- DATA LINES

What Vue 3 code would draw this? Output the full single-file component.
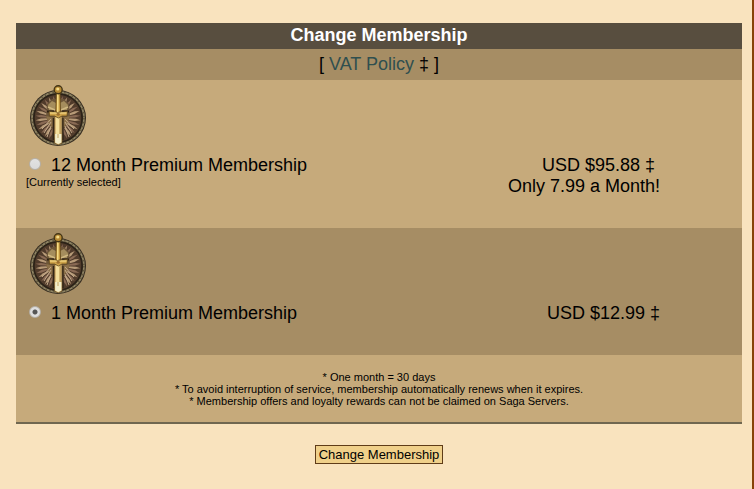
<script setup>
import { ref } from 'vue'

const selected = ref('month')

const plans = [
  { id: 'year', name: '12 Month Premium Membership', price: 'USD $95.88 ‡\u00a0', extra: 'Only 7.99 a Month!', current: true },
  { id: 'month', name: '1 Month Premium Membership', price: 'USD $12.99 ‡' }
]

const notes = [
  '* One month = 30 days',
  '* To avoid interruption of service, membership automatically renews when it expires.',
  '* Membership offers and loyalty rewards can not be claimed on Saga Servers.'
]

// mane of the lion head, fanned round the centre of the medal
const rays = Array.from({ length: 30 }, (_, i) => i * 12)
</script>

<template>
  <main class="page">
    <form class="membership" @submit.prevent>
      <div class="panel">
        <h1 class="panel-title">Change Membership</h1>
        <p class="policy">[ <a href="#vat">VAT Policy</a> ‡ ]</p>

        <div v-for="plan in plans" :key="plan.id" class="plan" :class="'plan-' + plan.id">
          <svg class="emblem" viewBox="0 0 60 64" aria-hidden="true">
            <circle cx="30" cy="34" r="28" fill="#352c20" />
            <circle cx="30" cy="34" r="26" fill="none" stroke="#8f8464" stroke-width="1.8" />
            <circle cx="30" cy="34" r="26" fill="none" stroke="#62573d" stroke-width="1.8" stroke-dasharray="1.5 2.5" />
            <circle cx="30" cy="34" r="24" fill="#503b2b" stroke="#2b2217" stroke-width="1.4" />
            <g>
              <path
                v-for="deg in rays"
                :key="deg"
                d="M29.6 29 L28.8 16 L30 11.5 L31.2 17 L30.5 29Z"
                :transform="`rotate(${deg} 30 34)`"
                :fill="deg % 24 ? '#8a6a54' : '#b89b78'"
              />
            </g>
            <path d="M19 20 L24 15 H36 L41 20 L42 33 L37 44 H23 L18 33Z" fill="#6d5639" />
            <path d="M20 21 L24 17 L28 19 V26 L21 26Z M40 21 L36 17 L32 19 V26 L39 26Z" fill="#a58d5d" />
            <path d="M20 23 L27 26 M40 23 L33 26" stroke="#d0b881" stroke-width="1.4" />
            <path d="M19 27.5 H26 M34 27.5 H41" stroke="#2c2015" stroke-width="2" />
            <path d="M18 32 L26 34 V44 L21 40Z M42 32 L34 34 V44 L39 40Z" fill="#8c7048" />
            <path d="M25.5 34 V56 M34.8 34 V56" stroke="#2c2016" stroke-width="1.6" />
            <path d="M23 35 L14 45 M23 38 L16 49 M23 42 L19 53 M37 35 L46 45 M37 38 L44 49 M37 42 L41 53" stroke="#c3a98a" stroke-width="1" />
            <path d="M26.4 59 V32 H34 V59 L30.2 61Z" fill="#d5b575" stroke="#6b5228" stroke-width="0.8" />
            <path d="M28 33 H32 V58 H28Z" fill="#f4df9c" />
            <path d="M32 33 V50" stroke="#b18c49" stroke-width="1" />
            <path d="M27.2 50 H33.4 V58.5 L30.2 60 L27.2 58.5Z" fill="#f2ecc9" />
            <path d="M30 50 V54" stroke="#c5a461" stroke-width="1" />
            <path d="M21 27.5 L25 28 H35.5 L39.5 27.5 L39 32 L34 32 L30.3 34 L26.5 32 H21.5Z" fill="#cda249" stroke="#60471d" stroke-width="0.8" />
            <path d="M22 29 H38.5" stroke="#f5da88" stroke-width="1.2" />
            <path d="M28.4 8 H32 L32.6 28 H27.8Z" fill="#c89b3f" stroke="#5e451a" stroke-width="0.8" />
            <path d="M29.8 8 V28" stroke="#f8df88" stroke-width="1.5" />
            <circle cx="30.2" cy="5.8" r="4" fill="#b78a34" stroke="#443516" stroke-width="1.4" />
            <circle cx="29.8" cy="5" r="1.6" fill="#f4dc89" />
            <circle cx="30.2" cy="30.2" r="1.6" fill="#9d7030" />
          </svg>

          <div class="plan-line">
            <div class="plan-choice">
              <label class="plan-label">
                <input v-model="selected" type="radio" name="plan" :value="plan.id" class="plan-radio" />
                <span>{{ plan.name }}</span>
              </label>
              <div v-if="plan.current" class="plan-current">[Currently selected]</div>
            </div>
            <div class="plan-price">
              <div>{{ plan.price }}</div>
              <div v-if="plan.extra">{{ plan.extra }}</div>
            </div>
          </div>
        </div>

        <div class="notes">
          <p v-for="note in notes" :key="note">{{ note }}</p>
        </div>
      </div>

      <button type="submit" class="submit">Change Membership</button>
    </form>
  </main>
</template>

<style>
body {
  background: #f9e3be;
}
</style>

<style scoped>
.page {
  box-sizing: border-box;
  min-height: 100vh;
  padding: 23px 10px 24px 16px;
  border-right: 2px solid #874307;
  background: #f9e3be;
  color: #000;
  font-family: "Liberation Sans", Arial, sans-serif;
  font-size: 18px;
  line-height: 21px;
}

.membership {
  display: flex;
  flex-direction: column;
  align-items: center;
  gap: 21px;
}

.panel {
  width: 100%;
  border-bottom: 2px solid #706750;
}

.panel-title {
  margin: 0;
  padding: 2px 0 3px;
  background: #584e3f;
  color: #fff;
  font-size: 18px;
  font-weight: bold;
  text-align: center;
}

.policy {
  margin: 0;
  padding: 5px 0;
  background: #a68d64;
  text-align: center;
}

.policy a {
  color: #2f4f4f;
  text-decoration: none;
}

.plan {
  padding: 4px 82px 31px 10px;
  background: #c6aa7b;
}

.plan-month {
  background: #a68d64;
}

.emblem {
  display: block;
  width: 60px;
  height: 64px;
  margin-left: 2px;
}

.plan-line {
  display: flex;
  justify-content: space-between;
  padding-top: 7px;
}

.plan-label {
  display: flex;
  align-items: flex-start;
  gap: 10px;
}

.plan-radio {
  appearance: none;
  box-sizing: border-box;
  width: 12px;
  height: 12px;
  margin: 3px 0 0 3px;
  border: 1px solid #b5b0a8;
  border-radius: 50%;
  background: linear-gradient(#e2e2e2, #dadada);
}

.plan-radio:checked {
  background: radial-gradient(circle, #555 0 2px, #dedede 3px);
}

.plan-current {
  font-size: 11px;
  line-height: 12px;
}

.plan-price {
  text-align: right;
}

.notes {
  padding: 16px 0 15px;
  background: #c6aa7b;
  font-size: 11px;
  line-height: 12px;
  text-align: center;
}

.notes p {
  margin: 0;
}

.submit {
  padding: 1px 3px;
  border: 1px solid #5f3c18;
  background: #f0d08a;
  color: #000;
  font-family: inherit;
  font-size: 13px;
  line-height: 15px;
}
</style>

- WRITTEN INSTRUCTION
Emit the lines of the material exactly, from its first line to the line containing "Policy</a> ‡ ]</p>", inclusive; leave every picture out.

- THE ANSWER
What Vue 3 code would draw this? Output the full single-file component.
<script setup>
import { ref } from 'vue'

const selected = ref('month')

const plans = [
  { id: 'year', name: '12 Month Premium Membership', price: 'USD $95.88 ‡\u00a0', extra: 'Only 7.99 a Month!', current: true },
  { id: 'month', name: '1 Month Premium Membership', price: 'USD $12.99 ‡' }
]

const notes = [
  '* One month = 30 days',
  '* To avoid interruption of service, membership automatically renews when it expires.',
  '* Membership offers and loyalty rewards can not be claimed on Saga Servers.'
]

// mane of the lion head, fanned round the centre of the medal
const rays = Array.from({ length: 30 }, (_, i) => i * 12)
</script>

<template>
  <main class="page">
    <form class="membership" @submit.prevent>
      <div class="panel">
        <h1 class="panel-title">Change Membership</h1>
        <p class="policy">[ <a href="#vat">VAT Policy</a> ‡ ]</p>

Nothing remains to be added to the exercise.